When I asked Malcolm why he thought he could make it as a photographer he answered without hesitation: ‘Perseverance and knowing that I do have some innate skills.’ I thought he was being much too modest. ‘Well,’ he said, ‘I do have what might be called a sixth sense and that allows me not only to see what’s going on in front of me but to capture its essence through the lens. That doesn’t come naturally. You’ve got to really want to do it and persevere. You have to have inexhaustible patience. You’ve got to be prepared to wait for just the right moment when the light is perfect. I spend a huge amount of time just waiting for the light.’
Malcolm has spent time in Africa and Asia and Australia and each place, he says, has its own very special kind of light. ‘And yet to me those places can’t compare with the breathtaking grandeur of Highland light. I’ve sat out on the hill in pouring rain and then, suddenly, almost miraculously, the rain stops, the clouds lift like theatre curtains and you get this stunning low light slanting across the landscape.’
He insists that light is everything in landscape photography. ‘ It’s the photographer’s reaction to the light that created the image,’ he says. ‘A special brand of light shines on the Highlands and it is at its best in spring and autumn. But combining this light with composition on film needs careful thought. While I do have an image in my mind it is important to remain open-minded. An outline idea takes me to the general area and there I think about the composition, using rocks, trees, water, or a mountain as an anchor forming the rest of the landscape around it. Then it’s a matter of waiting for the light.’
Having created a vivid, well-defined image in his mind’s eye he sometimes finds himself in the position of the famous mathematician who once said that he had had all his solutions for a long time, but did not know how he would arrive at them. ‘Yes’, he said, ‘sometimes this method fails completely because the image in the mind simply does not work on the ground. In the Highlands you have got to be prepared for the unexpected. You have to be prepared to change position or move quickly to another vantage point. This is where the human qualities of discipline and patience are essential. I am always striving for a better position or angle.’
Malcolm meticulously records not only the technical details of each shot he takes but also something personal about what was in his mind when he took the photograph.
‘Was it exhilaration, excitement, contentment?’ he asks of himself. ‘Was I in tune with my surroundings and into the rhythm of it all?’ If he answers yes to those questions then there is a good chance of a wonderful photograph. If the answer is ‘no’ then that particular image is almost certainly destined to be thrown out.

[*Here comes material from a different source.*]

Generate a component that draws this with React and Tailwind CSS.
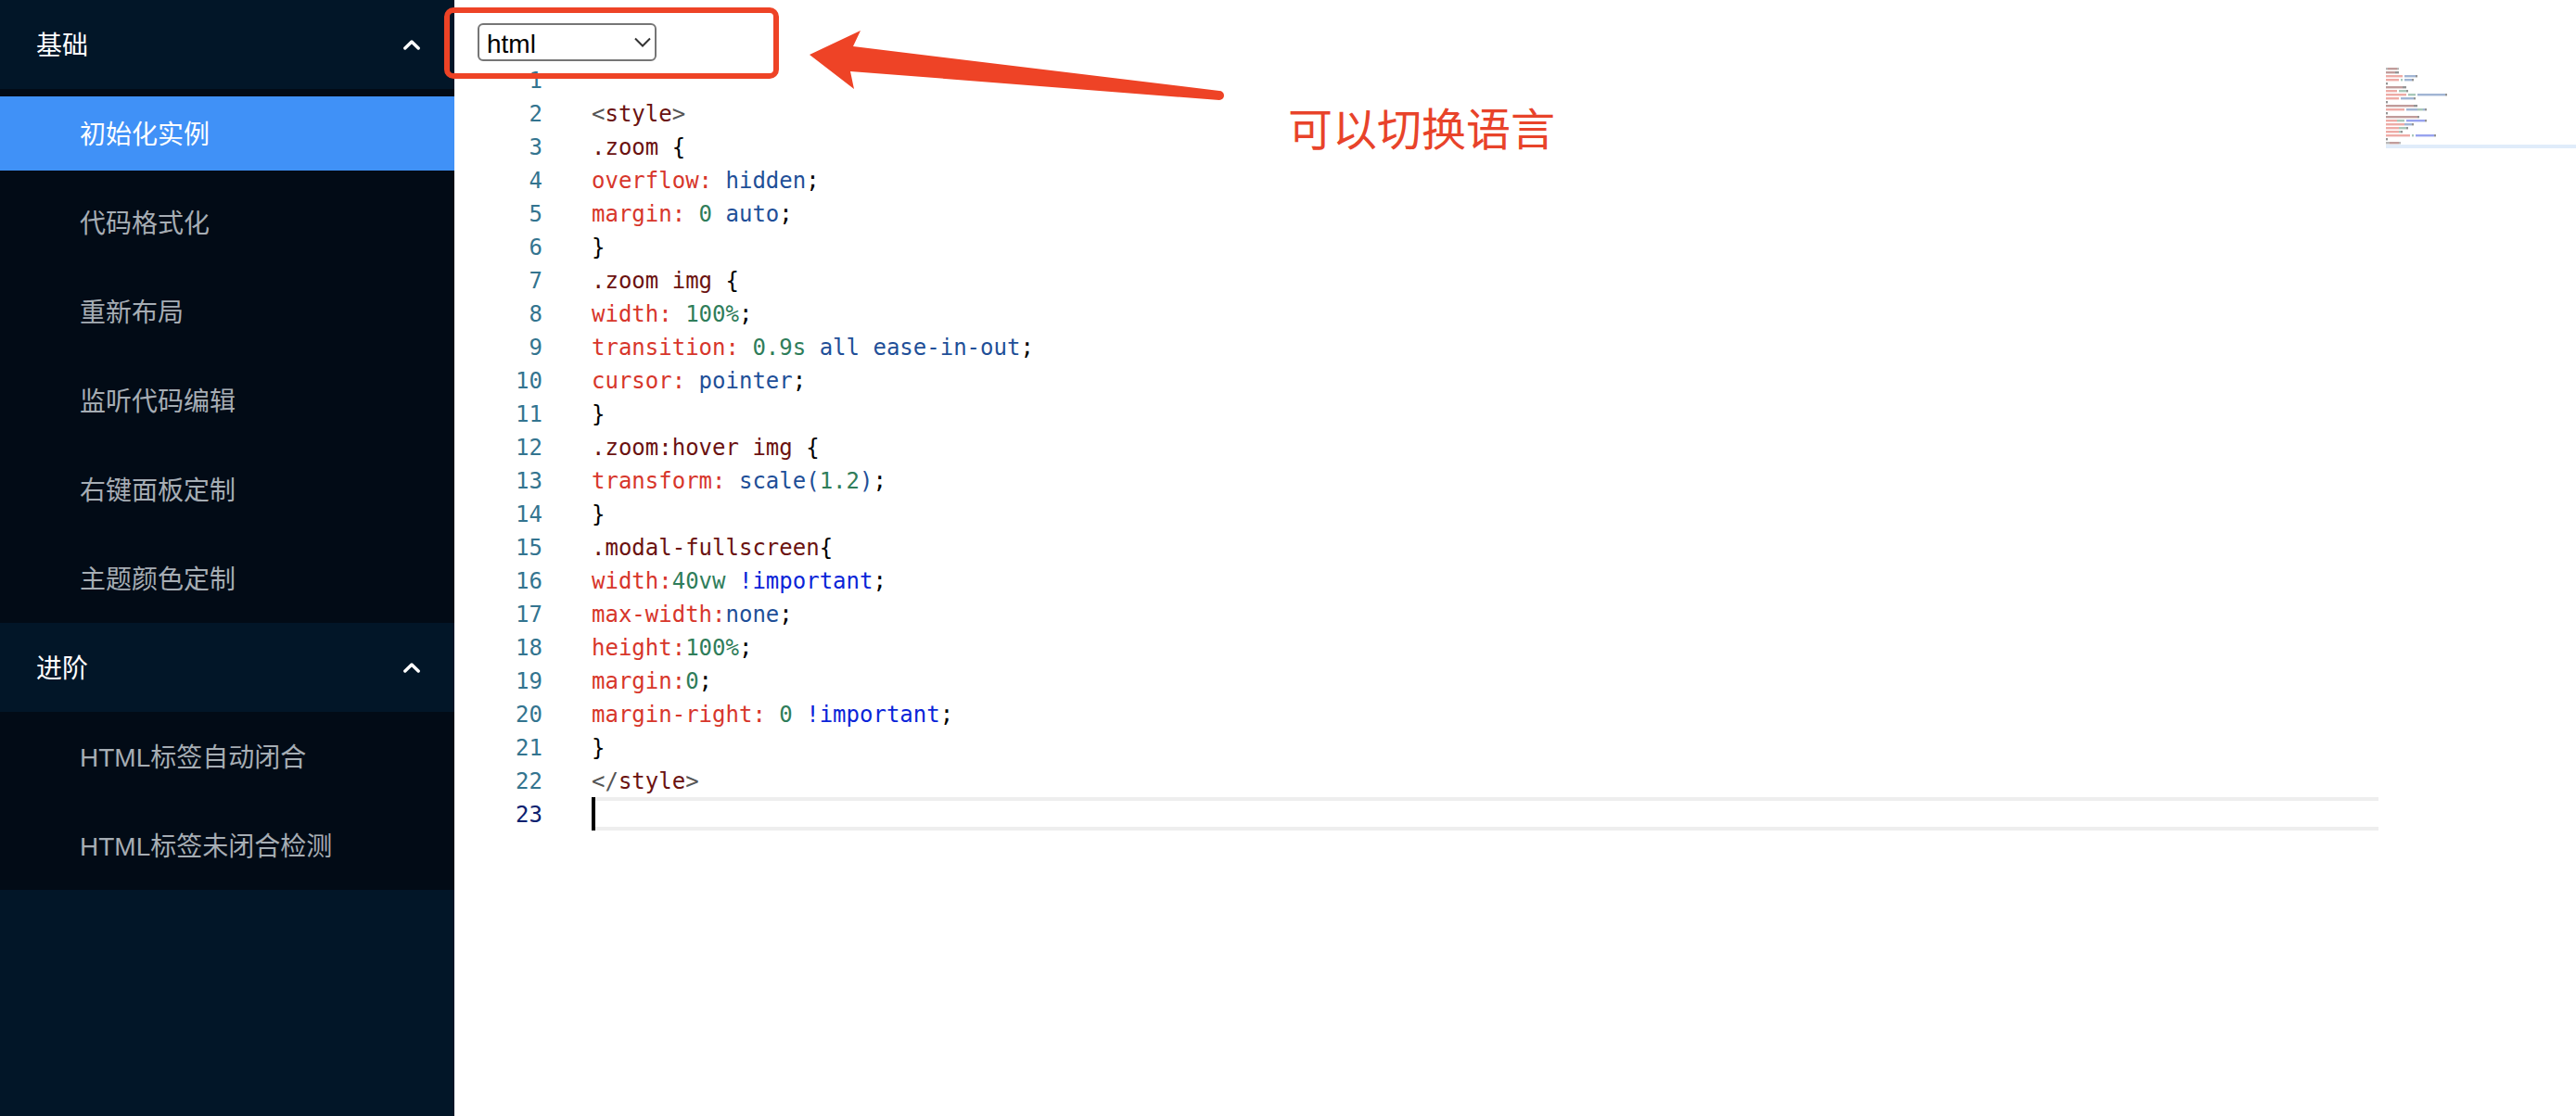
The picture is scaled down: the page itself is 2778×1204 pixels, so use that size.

I wondered whether he felt, as so many Scots do, that there was a spiritual quality about the interplay of light and landscape in the Highlands. ‘I’m not one who would claim to have second sight’, he says ‘and yet there is something very powerful, very emotional going on up there and one feels that all the more so when one is alone. In Sutherland and in Wester Ross there are vast open spaces that really are awe-
inspiring. Most people in Britain have never seen them and probably never will. And that’s part of the attraction for me. These are wild places – among the last really wild places in Europe. It is possible to be out there and to be utterly alone.’